* **Stored data**
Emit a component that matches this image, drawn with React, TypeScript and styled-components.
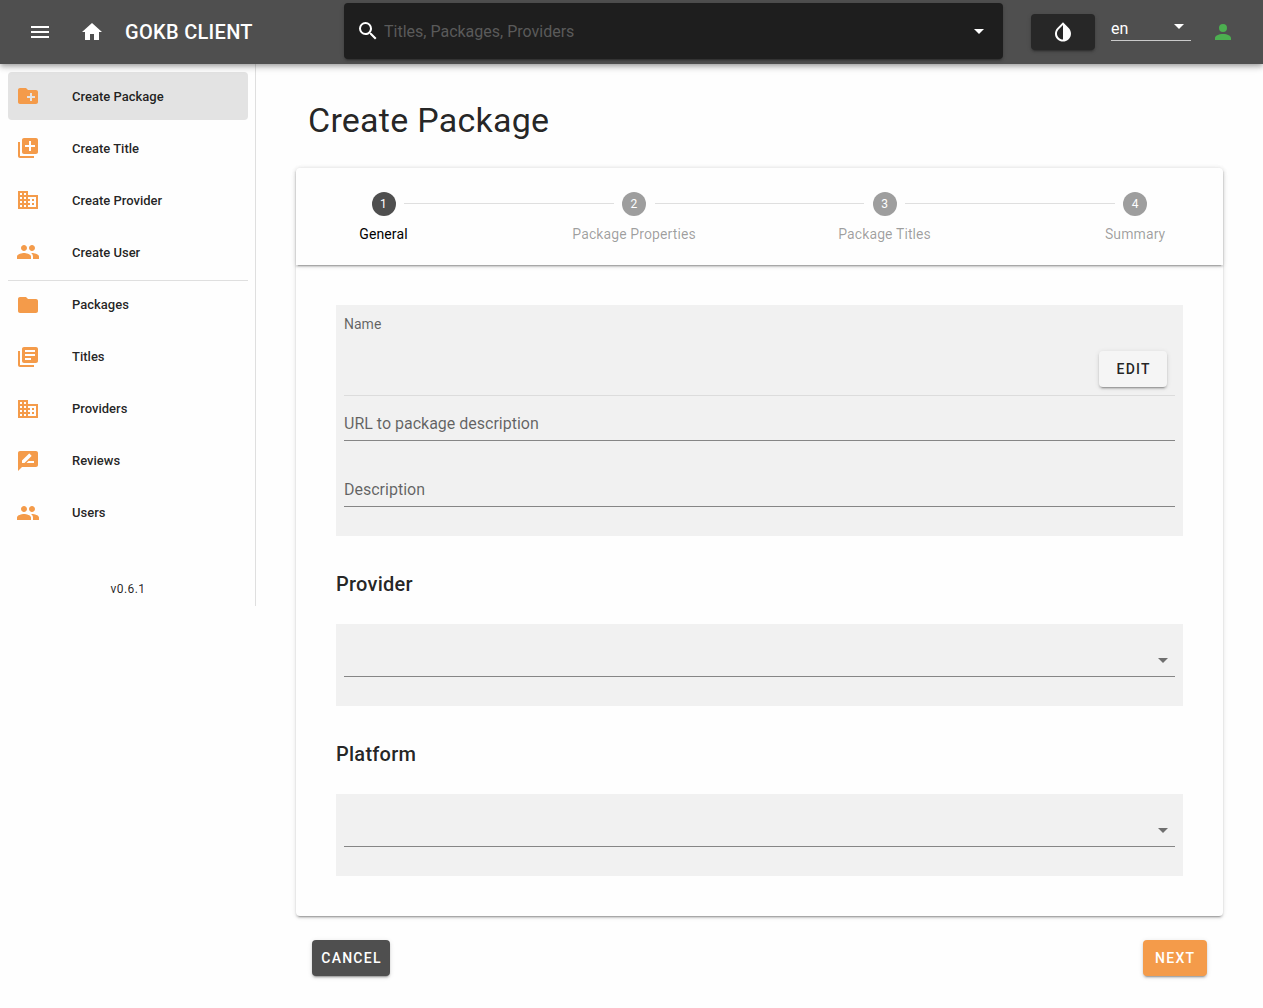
import React from "react";
import styled, { createGlobalStyle } from "styled-components";

const GlobalStyle = createGlobalStyle`
  *, *::before, *::after { box-sizing: border-box; }
  body {
    margin: 0;
    background: #fefefe;
    color: rgba(0, 0, 0, 0.87);
    font-family: Roboto, "Liberation Sans", sans-serif;
    font-size: 16px;
    line-height: 1.5;
  }
  button, input { font-family: inherit; }
`;

const elevation0 =
  "0 0 0 0 rgba(0,0,0,.2), 0 0 0 0 rgba(0,0,0,.14), 0 0 0 0 rgba(0,0,0,.12)";
const elevation2 =
  "0 3px 1px -2px rgba(0,0,0,.2), 0 2px 2px 0 rgba(0,0,0,.14), 0 1px 5px 0 rgba(0,0,0,.12)";
const elevation4 =
  "0 2px 4px -1px rgba(0,0,0,.2), 0 4px 5px 0 rgba(0,0,0,.14), 0 1px 10px 0 rgba(0,0,0,.12)";

const icons = {
  menu: "M3,6H21V8H3V6M3,11H21V13H3V11M3,16H21V18H3V16Z",
  home: "M10,20V14H14V20H19V12H22L12,3L2,12H5V20H10Z",
  search:
    "M9.5,3A6.5,6.5 0 0,1 16,9.5C16,11.11 15.41,12.59 14.44,13.73L14.71,14H15.5L20.5,19L19,20.5L14,15.5V14.71L13.73,14.44C12.59,15.41 11.11,16 9.5,16A6.5,6.5 0 0,1 3,9.5A6.5,6.5 0 0,1 9.5,3M9.5,5C7,5 5,7 5,9.5C5,12 7,14 9.5,14C12,14 14,12 14,9.5C14,7 12,5 9.5,5Z",
  caret: "M7,10L12,15L17,10H7Z",
  invert:
    "M17.66 7.93L12 2.27 6.34 7.93c-3.12 3.12-3.12 8.19 0 11.31C7.9 20.8 9.95 21.58 12 21.58c2.05 0 4.1-.78 5.66-2.34 3.12-3.12 3.12-8.19 0-11.31zM12 19.59c-1.6 0-3.11-.62-4.24-1.76C6.62 16.69 6 15.19 6 13.59s.62-3.11 1.76-4.24L12 5.1v14.49z",
  account:
    "M12,4A4,4 0 0,1 16,8A4,4 0 0,1 12,12A4,4 0 0,1 8,8A4,4 0 0,1 12,4M12,14C16.42,14 20,15.79 20,18V20H4V18C4,15.79 7.58,14 12,14Z",
  newFolder:
    "M20 6h-8l-2-2H4c-1.11 0-1.99.89-1.99 2L2 18c0 1.11.89 2 2 2h16c1.11 0 2-.89 2-2V8c0-1.11-.89-2-2-2zm-1 8h-3v3h-2v-3h-3v-2h3V9h2v3h3v2z",
  libraryAdd:
    "M4 6H2v14c0 1.1.9 2 2 2h14v-2H4V6zm16-4H8c-1.1 0-2 .9-2 2v12c0 1.1.9 2 2 2h12c1.1 0 2-.9 2-2V4c0-1.1-.9-2-2-2zm-1 9h-4v4h-2v-4H9V9h4V5h2v4h4v2z",
  domain:
    "M12 7V3H2v18h20V7H12zM6 19H4v-2h2v2zm0-4H4v-2h2v2zm0-4H4V9h2v2zm0-4H4V5h2v2zm4 12H8v-2h2v2zm0-4H8v-2h2v2zm0-4H8V9h2v2zm0-4H8V5h2v2zm10 12h-8v-2h2v-2h-2v-2h2v-2h-2V9h8v10zm-2-8h-2v2h2v-2zm0 4h-2v2h2v-2z",
  people:
    "M16 11c1.66 0 2.99-1.34 2.99-3S17.66 5 16 5c-1.66 0-3 1.34-3 3s1.34 3 3 3zm-8 0c1.66 0 2.99-1.34 2.99-3S9.66 5 8 5C6.34 5 5 6.34 5 8s1.34 3 3 3zm0 2c-2.33 0-7 1.17-7 3.5V19h14v-2.5c0-2.33-4.67-3.5-7-3.5zm8 0c-.29 0-.62.02-.97.05 1.16.84 1.97 1.97 1.97 3.45V19h6v-2.5c0-2.33-4.67-3.5-7-3.5z",
  folder:
    "M10 4H4c-1.1 0-1.99.9-1.99 2L2 18c0 1.1.9 2 2 2h16c1.1 0 2-.9 2-2V8c0-1.1-.9-2-2-2h-8l-2-2z",
  library:
    "M4 6H2v14c0 1.1.9 2 2 2h14v-2H4V6zm16-4H8c-1.1 0-2 .9-2 2v12c0 1.1.9 2 2 2h12c1.1 0 2-.9 2-2V4c0-1.1-.9-2-2-2zm-1 9H9V9h10v2zm-4 4H9v-2h6v2zm4-8H9V5h10v2z",
  review:
    "M20 2H4c-1.1 0-1.99.9-1.99 2L2 22l4-4h14c1.1 0 2-.9 2-2V4c0-1.1-.9-2-2-2zM6 14v-2.47l6.88-6.88c.2-.2.51-.2.71 0l1.77 1.77c.2.2.2.51 0 .71L8.47 14H6zm12 0h-7.5l2-2H18v2z",
};
type IconName = keyof typeof icons;

const Svg = styled.svg<{ $color: string }>`
  display: block;
  flex: none;
  width: 24px;
  height: 24px;
  fill: ${(p) => p.$color};
`;
const Icon = ({ name, color = "#fff" }: { name: IconName; color?: string }) => (
  <Svg viewBox="0 0 24 24" $color={color} aria-hidden="true">
    <path d={icons[name]} />
  </Svg>
);

/* ---------- app bar ---------- */

const AppBar = styled.header`
  position: relative;
  z-index: 5;
  display: flex;
  align-items: center;
  height: 64px;
  padding: 0 16px;
  background: #4f4f4f;
  color: #fff;
  box-shadow: ${elevation4};
`;
const IconButton = styled.button`
  display: flex;
  flex: none;
  align-items: center;
  justify-content: center;
  width: 48px;
  height: 48px;
  margin-right: 4px;
  padding: 0;
  border: 0;
  border-radius: 50%;
  background: none;
`;
const AppTitle = styled.div`
  flex: none;
  width: 220px;
  padding-left: 5px;
  font-size: 20px;
  font-weight: 500;
  line-height: 30px;
  letter-spacing: 0.3px;
  white-space: nowrap;
`;
const SearchBox = styled.div`
  display: flex;
  flex: none;
  align-items: center;
  gap: 4px;
  width: 659px;
  height: 56px;
  margin: -2px 28px 0 4px;
  padding: 0 12px;
  border-radius: 4px;
  background: #1e1e1e;
  box-shadow: ${elevation2};
`;
const SearchInput = styled.input`
  flex: 1;
  min-width: 0;
  height: 32px;
  padding: 0;
  border: 0;
  outline: 0;
  background: none;
  color: #fff;
  font-size: 16px;
  &::placeholder { color: #5a5a5a; opacity: 1; }
`;
const LanguageSelect = styled.div`
  display: flex;
  flex: none;
  align-items: flex-start;
  justify-content: space-between;
  width: 80px;
  height: 26px;
  margin: -8px 20px 0 16px;
  border-bottom: 1px solid rgba(255, 255, 255, 0.7);
  line-height: 28px;

  svg { margin-top: -1px; }
`;

/* ---------- buttons ---------- */

const Button = styled.button<{
  $bg: string;
  $fg: string;
  $width: number;
  $indent?: number;
}>`
  display: flex;
  flex: none;
  align-items: center;
  justify-content: center;
  width: ${(p) => p.$width}px;
  height: 36px;
  padding: 0 0 0 ${(p) => p.$indent ?? 0}px;
  border: 0;
  border-radius: 4px;
  background: ${(p) => p.$bg};
  color: ${(p) => p.$fg};
  box-shadow: ${elevation2};
  font-size: 14px;
  font-weight: 500;
  letter-spacing: 1.25px;
  text-transform: uppercase;
`;

/* ---------- sidebar ---------- */

const Body = styled.div`
  display: flex;
  align-items: flex-start;
`;
const Sidebar = styled.nav`
  flex: none;
  width: 256px;
  height: 542px;
  padding: 8px 7px 0 8px;
  border-right: 1px solid rgba(0, 0, 0, 0.12);
`;
const NavItem = styled.a<{ $active?: boolean }>`
  display: flex;
  align-items: center;
  gap: 32px;
  height: 48px;
  margin-bottom: 4px;
  padding: 0 8px;
  border-radius: 4px;
  background: ${(p) => (p.$active ? "#e3e3e3" : "transparent")};
  font-size: 13px;
  font-weight: 500;
  line-height: 16px;
`;
const NavLabel = styled.span<{ $offset?: number }>`
  padding-top: ${(p) => p.$offset ?? 0}px;
`;
const NavDivider = styled.hr`
  height: 1px;
  margin: 0;
  border: 0;
  background: rgba(0, 0, 0, 0.12);
`;
const Version = styled.div`
  margin-top: 42px;
  font-size: 12px;
  line-height: 20px;
  letter-spacing: 0.4px;
  text-align: center;
`;

/* ---------- content ---------- */

const Main = styled.main`
  flex: 1;
  min-width: 0;
  padding: 24px 24.35px 24px 24px;
`;
const Card = styled.section`
  border-radius: 4px;
  background: #fefefe;
  box-shadow: ${elevation0};
`;
const PageCard = styled(Card)`
  padding: 0 16px 8px;
`;
const PageTitle = styled.h1`
  margin: 0;
  padding: 12px 12px 28px;
  font-size: 34px;
  font-weight: 400;
  line-height: 40px;
  letter-spacing: 0.25px;
`;
const Stepper = styled.div`
  border-radius: 4px;
  background: #fefefe;
  box-shadow: ${elevation2};
`;
const StepHeader = styled.div`
  display: flex;
  align-items: stretch;
  justify-content: space-between;
  height: 97px;
  border-radius: 4px 4px 0 0;
  box-shadow: ${elevation2};
`;
const Step = styled.div<{ $active: boolean }>`
  display: flex;
  flex: 0 0 175px;
  flex-direction: column;
  align-items: center;
  padding: 24px;
  color: ${(p) => (p.$active ? "#000" : "rgba(0,0,0,.38)")};
  font-size: 14px;
  line-height: 14px;
  letter-spacing: 0.1px;
  white-space: nowrap;
`;
const StepNumber = styled.span<{ $active: boolean }>`
  display: flex;
  align-items: center;
  justify-content: center;
  flex: none;
  width: 24px;
  height: 24px;
  margin-bottom: 11px;
  border-radius: 50%;
  background: ${(p) => (p.$active ? "#4f4f4f" : "#9e9e9e")};
  color: #fff;
  font-size: 12px;
`;
const StepLine = styled.hr`
  flex: 1;
  align-self: flex-start;
  height: 1px;
  margin: 35px -67px 0;
  border: 0;
  background: rgba(0, 0, 0, 0.12);
`;
const StepContent = styled.div`
  display: flex;
  flex-direction: column;
  gap: 8px;
  padding: 24px;
`;
const FormCard = styled(Card)<{ $top?: number }>`
  padding: ${(p) => p.$top ?? 0}px 16px 16px;
`;
const FormTitle = styled.h2`
  margin: 0;
  padding: 8px 0 24px;
  font-size: 20px;
  font-weight: 500;
  line-height: 32px;
  letter-spacing: 0.25px;
`;
const FieldPanel = styled.div<{ $height: number }>`
  height: ${(p) => p.$height}px;
  padding: 0 8px;
  background: #f1f1f1;
`;
const NameField = styled.div`
  height: 91px;
  padding-top: 9px;
  border-bottom: 1px solid #dcdcdc;
`;
const NameLabel = styled.div`
  color: rgba(0, 0, 0, 0.6);
  font-size: 14px;
  line-height: 20px;
`;
const NameActions = styled.div`
  display: flex;
  justify-content: flex-end;
  padding: 17px 8px 0 0;
`;
const TextField = styled.div<{ $height: number }>`
  display: flex;
  align-items: flex-end;
  height: ${(p) => p.$height}px;
  padding-bottom: 4px;
  border-bottom: 1px solid #868686;
  color: rgba(0, 0, 0, 0.6);
  font-size: 16px;
  line-height: 24px;
`;
const SelectField = styled(TextField)`
  justify-content: flex-end;
`;
const Actions = styled.div`
  display: flex;
  justify-content: space-between;
  padding: 24px 16px 0;
`;

const createLinks: [IconName, string][] = [
  ["newFolder", "Create Package"],
  ["libraryAdd", "Create Title"],
  ["domain", "Create Provider"],
  ["people", "Create User"],
];
const browseLinks: [IconName, string][] = [
  ["folder", "Packages"],
  ["library", "Titles"],
  ["domain", "Providers"],
  ["review", "Reviews"],
  ["people", "Users"],
];
const steps = ["General", "Package Properties", "Package Titles", "Summary"];
const accent = "#f49b4a";

export default function App() {
  return (
    <>
      <GlobalStyle />
      <AppBar>
        <IconButton aria-label="Menu"><Icon name="menu" /></IconButton>
        <IconButton aria-label="Home"><Icon name="home" /></IconButton>
        <AppTitle>GOKB CLIENT</AppTitle>
        <SearchBox>
          <Icon name="search" />
          <SearchInput placeholder="Titles, Packages, Providers" />
          <Icon name="caret" />
        </SearchBox>
        <Button $bg="#272727" $fg="#fff" $width={64} aria-label="Theme">
          <Icon name="invert" />
        </Button>
        <LanguageSelect>
          en
          <Icon name="caret" />
        </LanguageSelect>
        <Icon name="account" color="#4caf50" />
      </AppBar>
      <Body>
        <Sidebar>
          {createLinks.map(([icon, label], i) => (
            <NavItem key={label} $active={i === 0}>
              <Icon name={icon} color={accent} />
              <NavLabel $offset={2}>{label}</NavLabel>
            </NavItem>
          ))}
          <NavDivider />
          {browseLinks.map(([icon, label]) => (
            <NavItem key={label}>
              <Icon name={icon} color={accent} />
              <NavLabel>{label}</NavLabel>
            </NavItem>
          ))}
          <Version>v0.6.1</Version>
        </Sidebar>
        <Main>
          <PageCard>
            <PageTitle>Create Package</PageTitle>
            <Stepper>
              <StepHeader>
                {steps.map((label, i) => (
                  <React.Fragment key={label}>
                    {i > 0 && <StepLine />}
                    <Step $active={i === 0}>
                      <StepNumber $active={i === 0}>{i + 1}</StepNumber>
                      {label}
                    </Step>
                  </React.Fragment>
                ))}
              </StepHeader>
              <StepContent>
                <FormCard $top={16}>
                  <FieldPanel $height={230.6}>
                    <NameField>
                      <NameLabel>Name</NameLabel>
                      <NameActions>
                        <Button $bg="#f5f5f5" $fg="rgba(0,0,0,.87)" $width={68} $indent={2}>
                          Edit
                        </Button>
                      </NameActions>
                    </NameField>
                    <TextField $height={45}>URL to package description</TextField>
                    <TextField $height={66}>Description</TextField>
                  </FieldPanel>
                </FormCard>
                {["Provider", "Platform"].map((title) => (
                  <FormCard key={title}>
                    <FormTitle>{title}</FormTitle>
                    <FieldPanel $height={82}>
                      <SelectField $height={53}>
                        <Icon name="caret" color="rgba(0,0,0,.54)" />
                      </SelectField>
                    </FieldPanel>
                  </FormCard>
                ))}
              </StepContent>
            </Stepper>
            <Actions>
              <Button $bg="#4f4f4f" $fg="#fff" $width={78} $indent={1}>Cancel</Button>
              <Button $bg={accent} $fg="#fff" $width={64} $indent={1}>Next</Button>
            </Actions>
          </PageCard>
        </Main>
      </Body>
    </>
  );
}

* **The exercise**
Your task is to reproduce exactly the lines from the start of the data above through the line containing "2px 4px -1px", leaving every picture out.

* **Task answer**
Emit a component that matches this image, drawn with React, TypeScript and styled-components.
import React from "react";
import styled, { createGlobalStyle } from "styled-components";

const GlobalStyle = createGlobalStyle`
  *, *::before, *::after { box-sizing: border-box; }
  body {
    margin: 0;
    background: #fefefe;
    color: rgba(0, 0, 0, 0.87);
    font-family: Roboto, "Liberation Sans", sans-serif;
    font-size: 16px;
    line-height: 1.5;
  }
  button, input { font-family: inherit; }
`;

const elevation0 =
  "0 0 0 0 rgba(0,0,0,.2), 0 0 0 0 rgba(0,0,0,.14), 0 0 0 0 rgba(0,0,0,.12)";
const elevation2 =
  "0 3px 1px -2px rgba(0,0,0,.2), 0 2px 2px 0 rgba(0,0,0,.14), 0 1px 5px 0 rgba(0,0,0,.12)";
const elevation4 =
  "0 2px 4px -1px rgba(0,0,0,.2), 0 4px 5px 0 rgba(0,0,0,.14), 0 1px 10px 0 rgba(0,0,0,.12)";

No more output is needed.